10 de mayo 2022
In Nicaragua, between 12,095 and 16,517 citizens died from the pandemic during 2020 and 2021, according to a global study of excess mortality attributable to Covid-19, published May 5th by the World Health Organization (WHO). According to the document, there were 55 times more deaths in the country due to the coronavirus than those admitted by the Government of Daniel Ortega and Rosario Murillo, which up to December 31, 2021, counted only 218 deaths due to Covid-19.
This WHO estimate confirms an analysis of excess mortality published by Confidencial last March, which put the number of deaths attributable to Covid-19 at 14,815 in the same period taken by WHO. Confidencial’s data is based on the Health Map of the Ministry of Health (MINSA).
The WHO study concludes that of the minimum number of deaths attributed to Covid-19 (12,095), 54.8% were men and 45.1% were women. Of these, 86.7% were persons over 60 years of age, the population group more vulnerable to Covid-19.
Excess mortality in Central America
The data also reveals that, of the Central American region, Nicaragua is the country with the greatest difference between reported and estimated deaths due to excess mortality: 55 times.
The second country with a largest difference with its official figures, but not comparable with Nicaraguan records, is El Salvador. In this nation there were 4.5 times more deaths than the official ones. That is, from 3,824 reported deaths to 17,036.
Meanwhile, in Guatemala, which has the highest number of deaths in Central America, there have reportedly been three times more than the 16,107 recognized by 2021. The countries with the least difference between their official statistics and excess mortality are Costa Rica, Panamá and Belize.
Since 2020, the studies of excess mortality in Nicaragua have shown considerable contrast with the murky figures of the Ortega Government, which since the first weeks of the pandemic —in March 2020—hides the number of hospitalized, the real number of infected people, the impact of the variants, Covid-19 testing, among other data, which have not allowed the Pan-American Health Organization (PAHO) to make an “exhaustive evaluation” on the impact of coronavirus in the country.
MINSA assures that, since October 2020, only one person per week has died in the whole country. This statistically improbable figure did not change even when the country suffered the second wave during August and September 2021, which, according to the same official data, caused more infections than the first, which occurred between May and July of the previous year.
In January, an analysis of excess mortality analysis by the data unit of the British media outlet The Economist, estimated that between 10,000 and 30,000 people died in Nicaragua, a figure 137 times higher than the 218 deaths officially acknowledged until 2021. In spite of these studies, the regime has never spoken about it and rather launched a new wave of threats against doctors who made assessments on the pandemic, whom it called “pandemic terrorists.”
The world has lost 14.9 million lives to Covid-19
The WHO study estimates that globally there were 14.9 million deaths from Covid-19, 2.7 million more than officially reported as of December 2021. Of these, 6.8 million deaths occurred in three countries: India, Russia and Indonesia.
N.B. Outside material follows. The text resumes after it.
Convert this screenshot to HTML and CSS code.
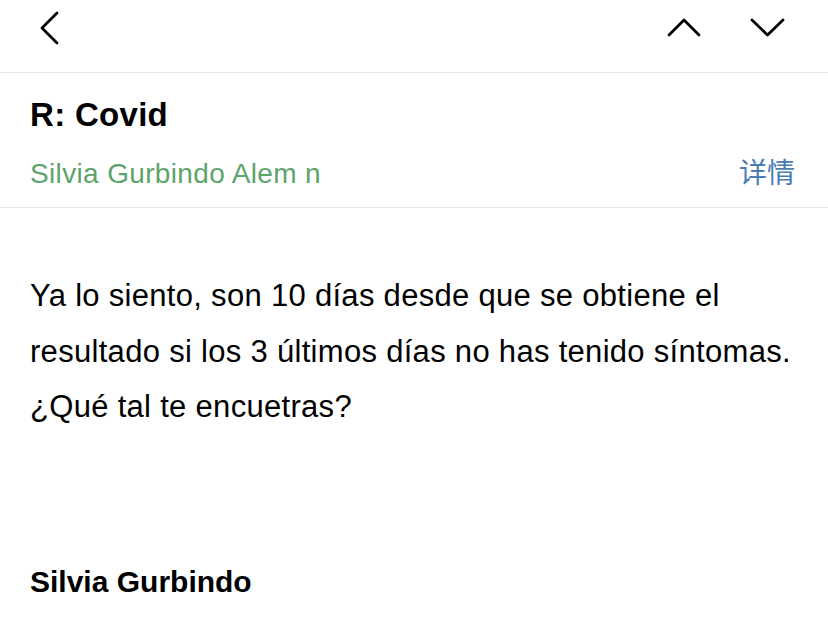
FILE: index.html
```html
<!DOCTYPE html>
<html lang="es">
<head>
<meta charset="utf-8">
<title>R: Covid</title>
<link rel="stylesheet" href="styles.css">
</head>
<body>
<div class="app">
  <header class="topbar">
    <svg class="icon-back" width="24" height="36" viewBox="0 0 24 36" aria-label="Atrás">
      <path d="M19 3 L4 18 L19 33" fill="none" stroke="#000" stroke-width="2.8" stroke-linecap="round" stroke-linejoin="round"/>
    </svg>
    <div class="nav-arrows">
      <svg width="40" height="24" viewBox="0 0 40 24" aria-label="Anterior">
        <path d="M5 19 L20 4 L35 19" fill="none" stroke="#000" stroke-width="2.8" stroke-linecap="round" stroke-linejoin="round"/>
      </svg>
      <svg width="40" height="24" viewBox="0 0 40 24" aria-label="Siguiente">
        <path d="M4 4 L19.5 19 L35 4" fill="none" stroke="#000" stroke-width="2.8" stroke-linecap="round" stroke-linejoin="round"/>
      </svg>
    </div>
  </header>

  <section class="mail-head">
    <h1 class="subject">R: Covid</h1>
    <div class="sender-row">
      <span class="sender">Silvia Gurbindo Alem n</span>
      <span class="details">详情</span>
    </div>
  </section>

  <main class="mail-body">
    <p class="message">Ya lo siento, son 10 días desde que se obtiene el resultado si los 3 últimos días no has tenido síntomas. ¿Qué tal te encuetras?</p>
    <p class="signature">Silvia Gurbindo</p>
  </main>
</div>
</body>
</html>
```

FILE: styles.css
```css
html, body {
  margin: 0;
  padding: 0;
  background: #ffffff;
}

body {
  font-family: "Liberation Sans", Arial, Helvetica, sans-serif;
  color: #000;
}

.app {
  width: 828px;
  height: 641px;
  overflow: hidden;
}

.topbar {
  box-sizing: border-box;
  height: 73px;
  border-bottom: 1px solid #e6e6e6;
  display: flex;
  justify-content: space-between;
  align-items: flex-start;
  padding: 10px 40px 0 38px;
}

.icon-back {
  display: block;
}

.nav-arrows {
  display: flex;
  gap: 44px;
  padding-top: 6px;
}

.nav-arrows svg {
  display: block;
}

.mail-head {
  padding: 21px 33px 18px 30px;
  border-bottom: 1px solid #e6e6e6;
}

.subject {
  margin: 0;
  font-size: 33px;
  line-height: 41px;
  font-weight: 700;
  letter-spacing: 0.3px;
}

.sender-row {
  margin-top: 18px;
  display: flex;
  justify-content: space-between;
  align-items: baseline;
  height: 36px;
}

.sender {
  font-size: 28px;
  line-height: 36px;
  color: #5ea36c;
  letter-spacing: 0.35px;
}

.details {
  font-family: "Noto Sans CJK SC", "Liberation Sans", sans-serif;
  font-size: 28px;
  line-height: 36px;
  color: #4a7db3;
}

.mail-body {
  padding: 60px 20px 0 30px;
}

.message {
  margin: 0;
  font-size: 31px;
  line-height: 55.5px;
  letter-spacing: 0.3px;
}

.signature {
  margin: 127px 0 0 0;
  font-size: 30px;
  line-height: 40px;
  font-weight: 700;
  letter-spacing: 0px;
}
```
In the Americas, there were five countries with the highest number of deaths: the United States, Brazil, Mexico, Peru and Colombia, totaling 2.6 million.
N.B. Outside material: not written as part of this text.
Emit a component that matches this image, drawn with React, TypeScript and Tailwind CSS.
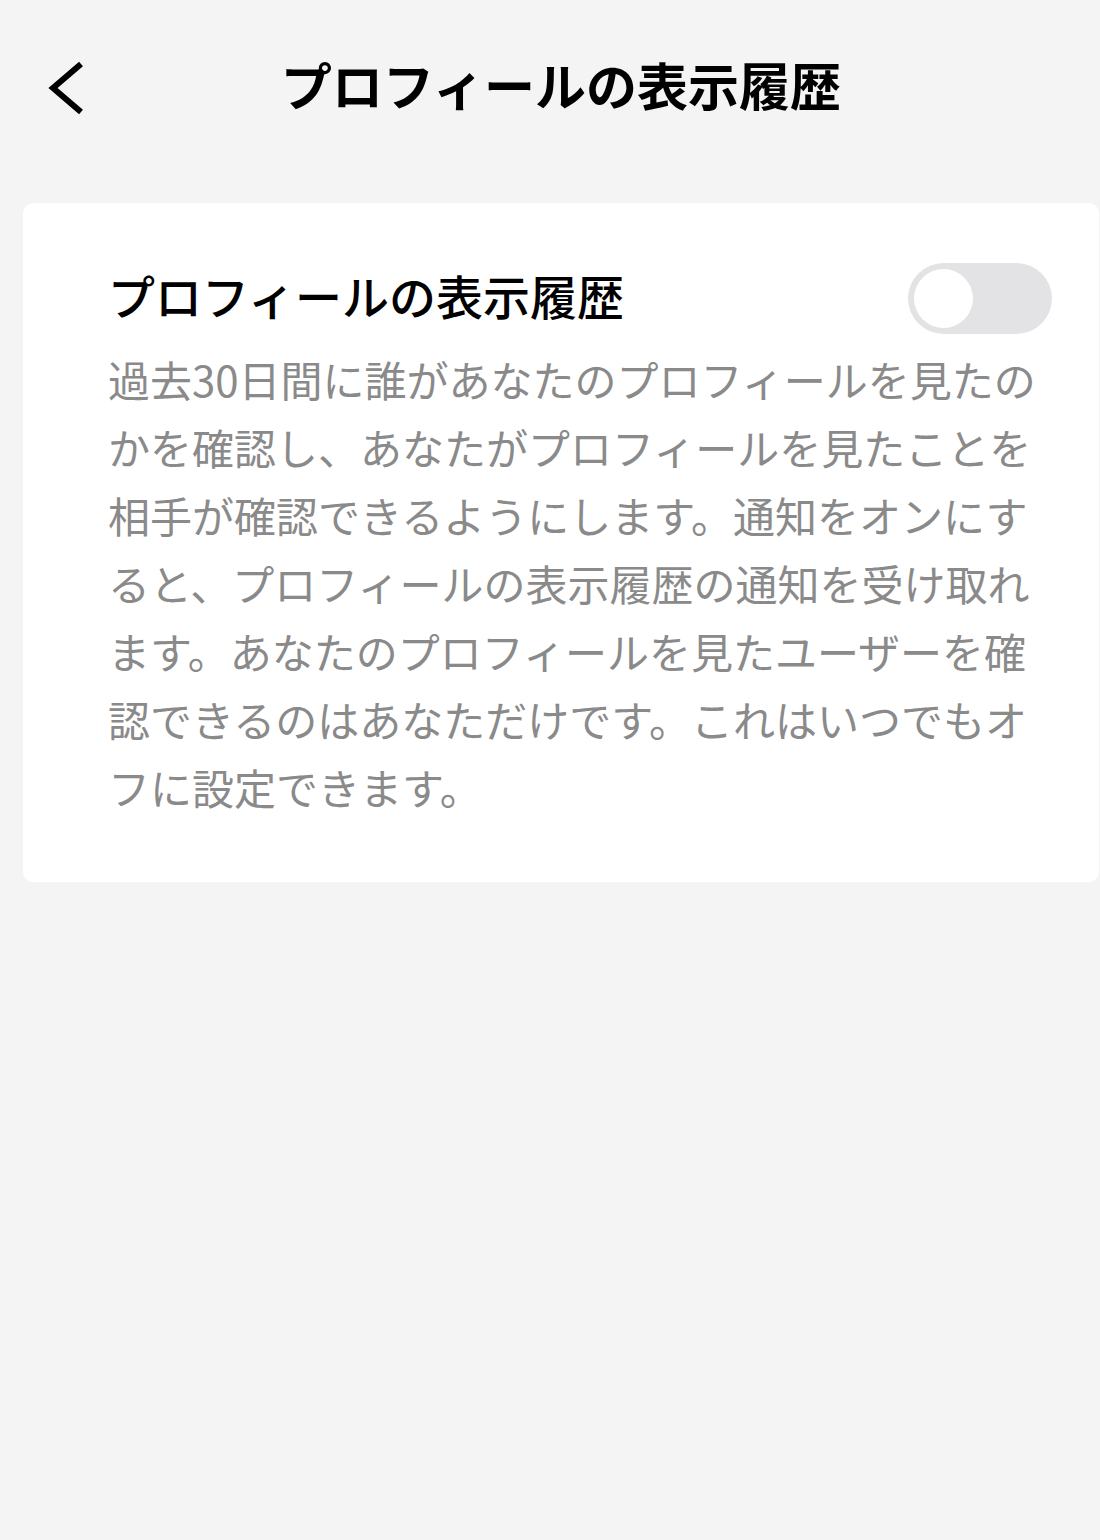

“These sobering figures point not only to the impact of the pandemic, but also to the need for all countries to invest in more resilient health systems that can sustain essential health services during crises, including stronger health information systems,” said Dr. Tedros Adhanom Ghebreyesus, WHO General Director.
Excess mortality used by WHO and other researchers is calculated as the difference between the number of deaths that have occurred and the number that would be expected in the absence of the pandemic based on data from previous years. The excess deaths are attributed to Covid-19.
“The situation in countries that did not have the capacity to report all deaths, even those directly caused because the victim had not been tested, must be understood. In other countries there was disruption of care for the chronically ill because the system and staff were fully dedicated to the pandemic,” said Socé Fall, WHO Assistant General-Director for Emergencies.
The WHO global study was conducted by the Covid-19 Mortality Assessment Technical Advisory Group, co-chaired by Professor Debbie Bradshaw and Dr. Kevin McCormack with extensive support from Professor Jon Wakefield of the University of Washington.
“These new estimates use the best available data and have been produced using a robust methodology and a fully transparent approach,” said Dr. Samira Asma, Assistant General-Director for Data, Analysis and disclosure at WHO.